In a redesigned enablement model, the vendor assigns the partner to a mid-market finance package with a defined ICP: services firms with 100 to 500 employees, multi-entity reporting needs, and manual AP workflows. The partner receives a demo tenant, a discovery checklist, a proposal template, implementation scope assumptions, and a support escalation matrix. Within 45 days, it runs three qualified demos and closes its first subscription plus implementation project.
By month six, the partner adds managed reporting and quarterly optimization reviews as recurring services. By month nine, it begins exploring a white-label finance operations offer for a niche client segment. The difference is not product quality alone. It is onboarding architecture aligned to partner economics and operational readiness.
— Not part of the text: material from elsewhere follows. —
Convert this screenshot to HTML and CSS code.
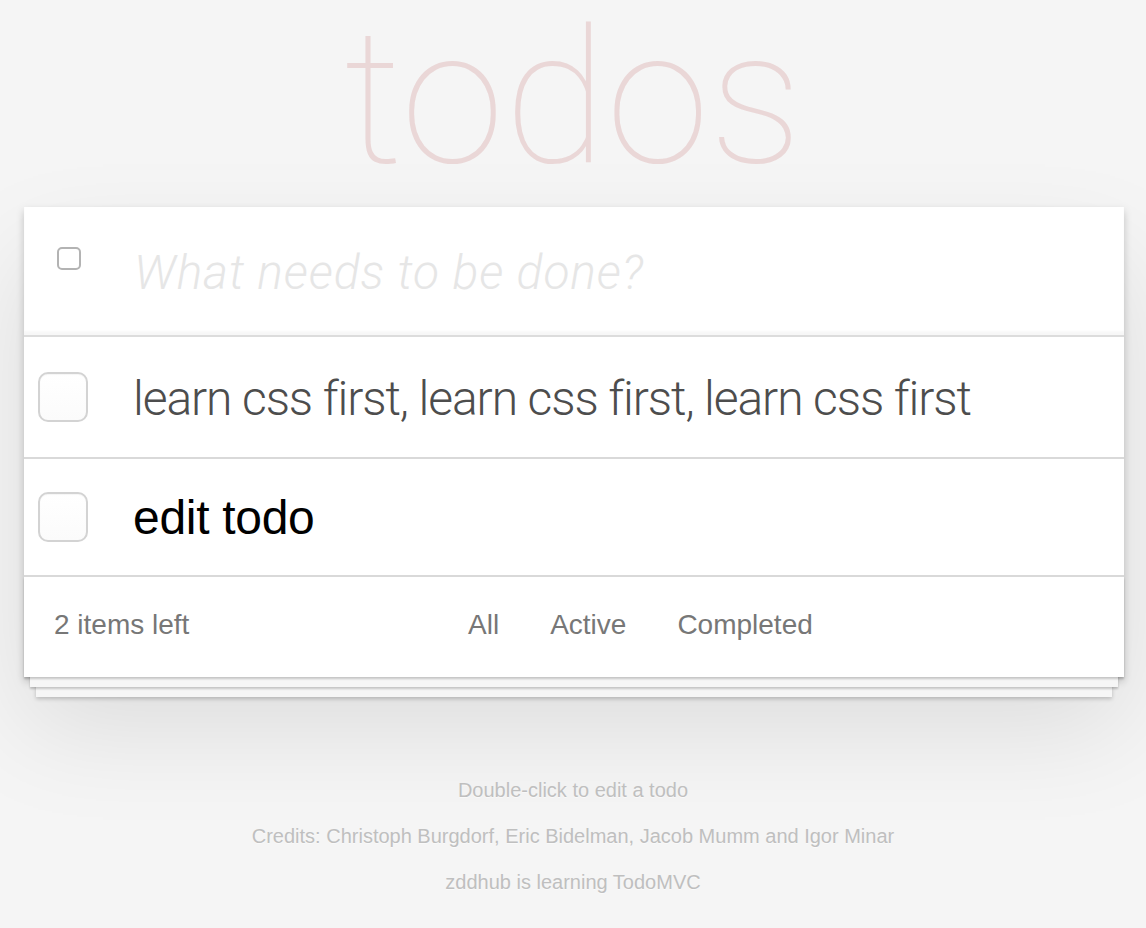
FILE: index.html
```html
<!DOCTYPE html>
<html lang="en">
<head>
<meta charset="utf-8">
<title>todos</title>
<link rel="stylesheet" href="styles.css">
</head>
<body>
<h1 class="title">todos</h1>
<section class="app">
  <header class="new-row">
    <span class="check-small"></span>
    <input class="new-todo" type="text" placeholder="What needs to be done?">
  </header>
  <ul class="list">
    <li class="item item-first"><span class="check"></span><label class="label">learn css first, learn css first, learn css first</label></li>
    <li class="item item-edit"><span class="check"></span><label class="label label-edit">edit todo</label></li>
  </ul>
  <footer class="footer">
    <span class="count">2 items left</span>
    <ul class="filters">
      <li><a class="filter" href="#">All</a></li>
      <li><a class="filter" href="#">Active</a></li>
      <li><a class="filter" href="#">Completed</a></li>
    </ul>
  </footer>
</section>
<footer class="info">
  <p class="info-line">Double-click to edit a todo</p>
  <p class="info-line">Credits: Christoph Burgdorf, Eric Bidelman, Jacob Mumm and Igor Minar</p>
  <p class="info-line">zddhub is learning TodoMVC</p>
</footer>
</body>
</html>
```

FILE: styles.css
```css
html, body {
  margin: 0;
  padding: 0;
}
body {
  background: #f5f5f5;
  color: #4d4d4d;
  font-family: "Liberation Sans", Arial, sans-serif;
  font-size: 28px;
}
.title {
  margin: 0;
  padding: 5px 0 15px;
  font-family: Roboto, "Liberation Sans", sans-serif;
  font-weight: 100;
  font-size: 187px;
  line-height: 187px;
  text-align: center;
  color: rgba(175, 47, 47, 0.15);
}
.app {
  width: 1100px;
  margin: 0 22px 0 24px;
  background: #fff;
  box-shadow: 0 4px 8px 0 rgba(0, 0, 0, 0.2), 0 50px 100px 0 rgba(0, 0, 0, 0.1);
}
.new-row {
  display: flex;
  align-items: center;
  height: 128px;
  box-shadow: inset 0 -4px 2px rgba(0, 0, 0, 0.03);
}
.check-small {
  width: 20px;
  height: 19px;
  margin: -26px 0 0 33px;
  border: 2px solid #b3b3b3;
  border-radius: 5px;
  background: #fff;
  flex: none;
}
.new-todo {
  flex: 1;
  margin: 4px 0 0 53px;
  border: 0;
  outline: none;
  padding: 0;
  background: transparent;
  font-family: Roboto, "Liberation Sans", sans-serif;
  font-weight: 300;
  font-size: 48px;
  line-height: 60px;
  letter-spacing: 0.9px;
  color: #4d4d4d;
}
.new-todo::placeholder {
  font-style: italic;
  color: #e6e6e6;
}
.list {
  margin: 0;
  padding: 0;
  list-style: none;
  border-top: 2px solid #dcdcdc;
}
.item {
  display: flex;
  align-items: center;
  border-bottom: 2px solid #d9d9d9;
  padding-left: 14px;
}
.item-first {
  height: 120px;
}
.item-edit {
  height: 116px;
}
.check {
  flex: none;
  width: 46px;
  height: 46px;
  border: 2px solid #d3d3d3;
  border-radius: 10px;
  background: linear-gradient(#fff, #fbfbfb);
  box-shadow: inset 0 1px 1px rgba(0, 0, 0, 0.04);
}
.label {
  margin: 4px 0 0 45px;
  font-family: Roboto, "Liberation Sans", sans-serif;
  font-weight: 300;
  font-size: 48px;
  line-height: 58px;
  letter-spacing: -1.1px;
  color: #4d4d4d;
}
.label-edit {
  margin-top: 2px;
  font-family: "Liberation Sans", Arial, sans-serif;
  font-weight: 400;
  letter-spacing: -0.3px;
  color: #000;
}
.footer {
  display: flex;
  align-items: center;
  height: 96px;
  padding: 0 0 4px 30px;
  color: #777;
  box-shadow: 0 2px 2px rgba(0, 0, 0, 0.2),
    0 16px 0 -6px #f6f6f6,
    0 18px 2px -6px rgba(0, 0, 0, 0.2),
    0 32px 0 -12px #f6f6f6,
    0 34px 4px -12px rgba(0, 0, 0, 0.2);
}
.count {
  width: 414px;
  flex: none;
}
.filters {
  display: flex;
  gap: 51px;
  margin: 0;
  padding: 0;
  list-style: none;
}
.filter {
  color: inherit;
  text-decoration: none;
}
.info {
  margin-top: 103px;
  text-align: center;
  color: #bfbfbf;
  font-size: 20px;
  text-shadow: 0 1px 0 rgba(255, 255, 255, 0.5);
}
.info-line {
  margin: 0 0 26px;
  line-height: 20px;
}
```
Executive recommendations for finance ERP channel leaders
Channel executives should treat onboarding inefficiency as a revenue systems problem, not a training problem. Measure time-to-first-demo, time-to-first-qualified-opportunity, time-to-first-implementation, and percentage of partners generating recurring services revenue. These metrics reveal whether enablement is producing operational capability or just content consumption.
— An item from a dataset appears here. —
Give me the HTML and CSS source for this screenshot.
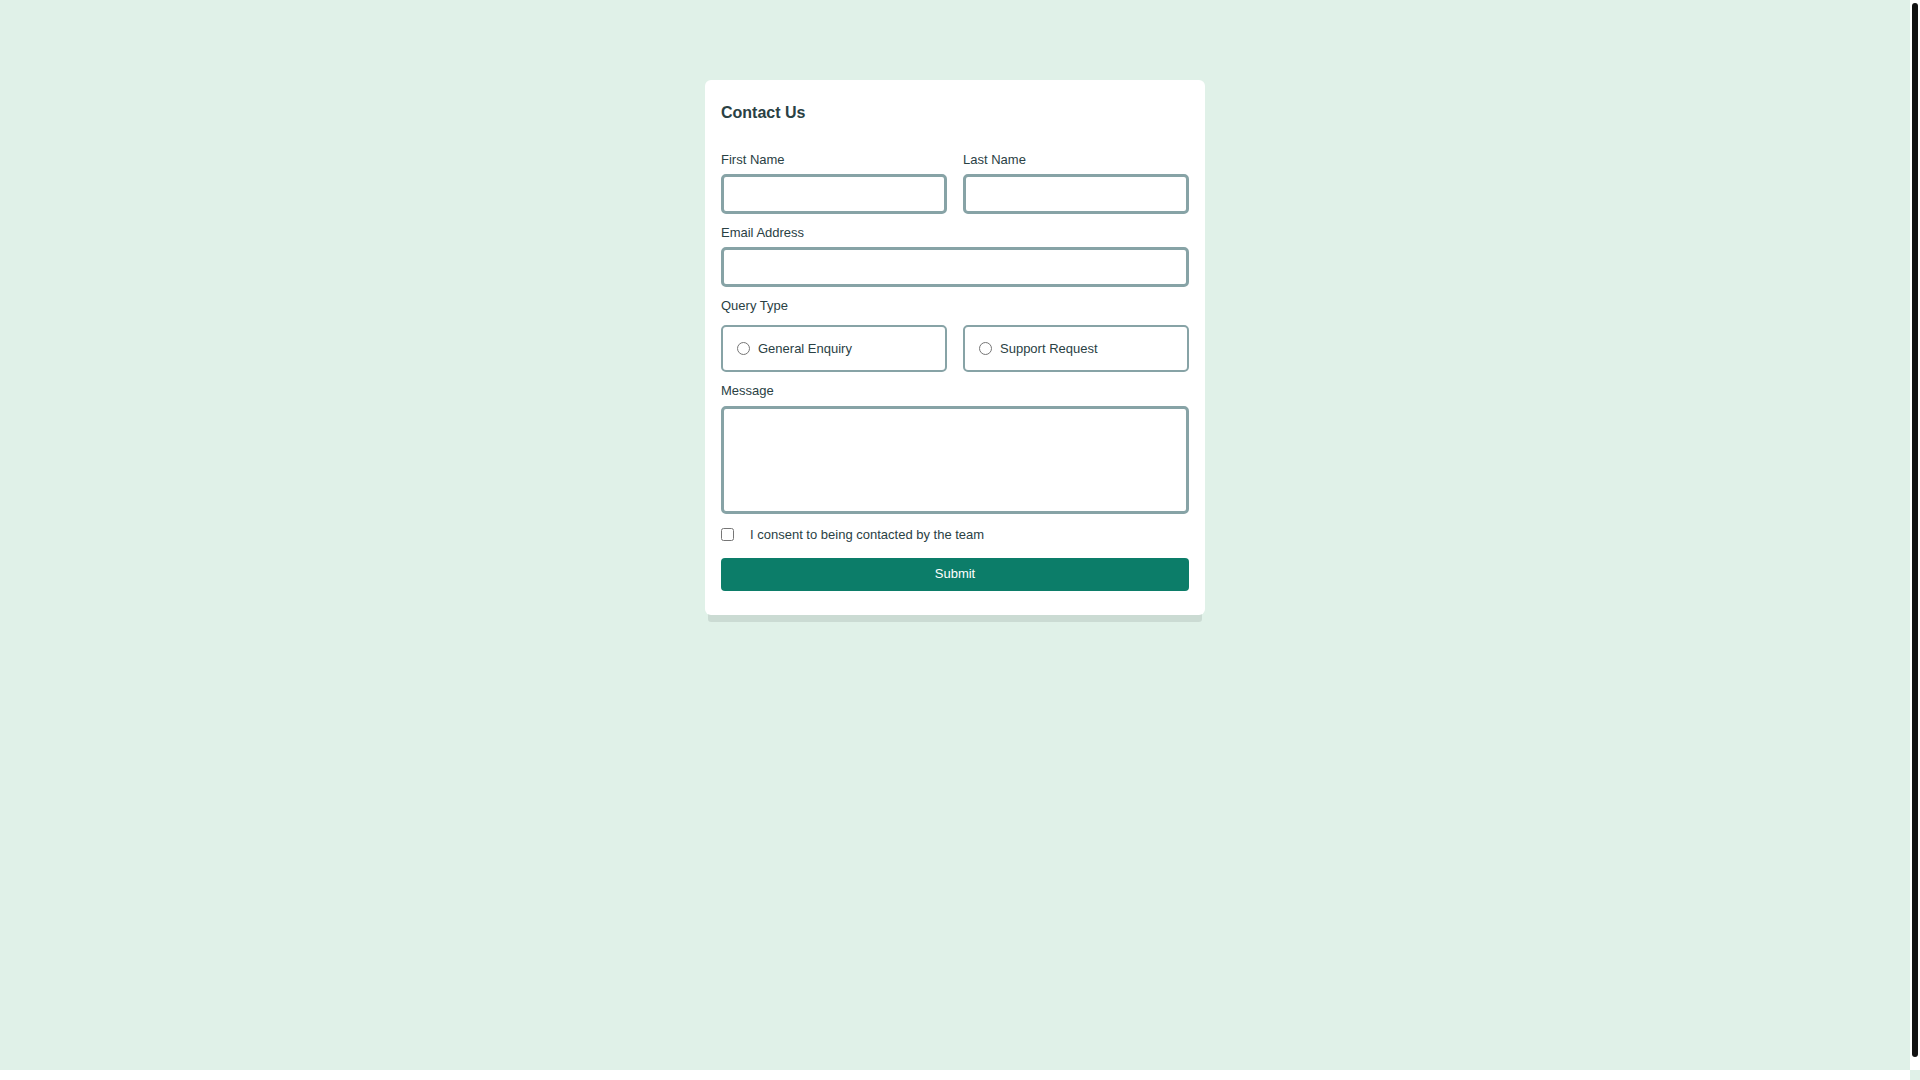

Invest in partner operations infrastructure. That includes automated provisioning, role-based learning paths, guided implementation assets, partner-facing knowledge systems, and clear support routing. If your finance ERP strategy includes white-label, OEM, or embedded distribution, build dedicated onboarding tracks rather than forcing those partners through a standard reseller workflow.
Finally, align incentives across sales, services, product, and support. A partner cannot scale if each vendor function defines success differently. The channel model works when the partner can predict margin, implementation effort, support obligations, and renewal economics with confidence.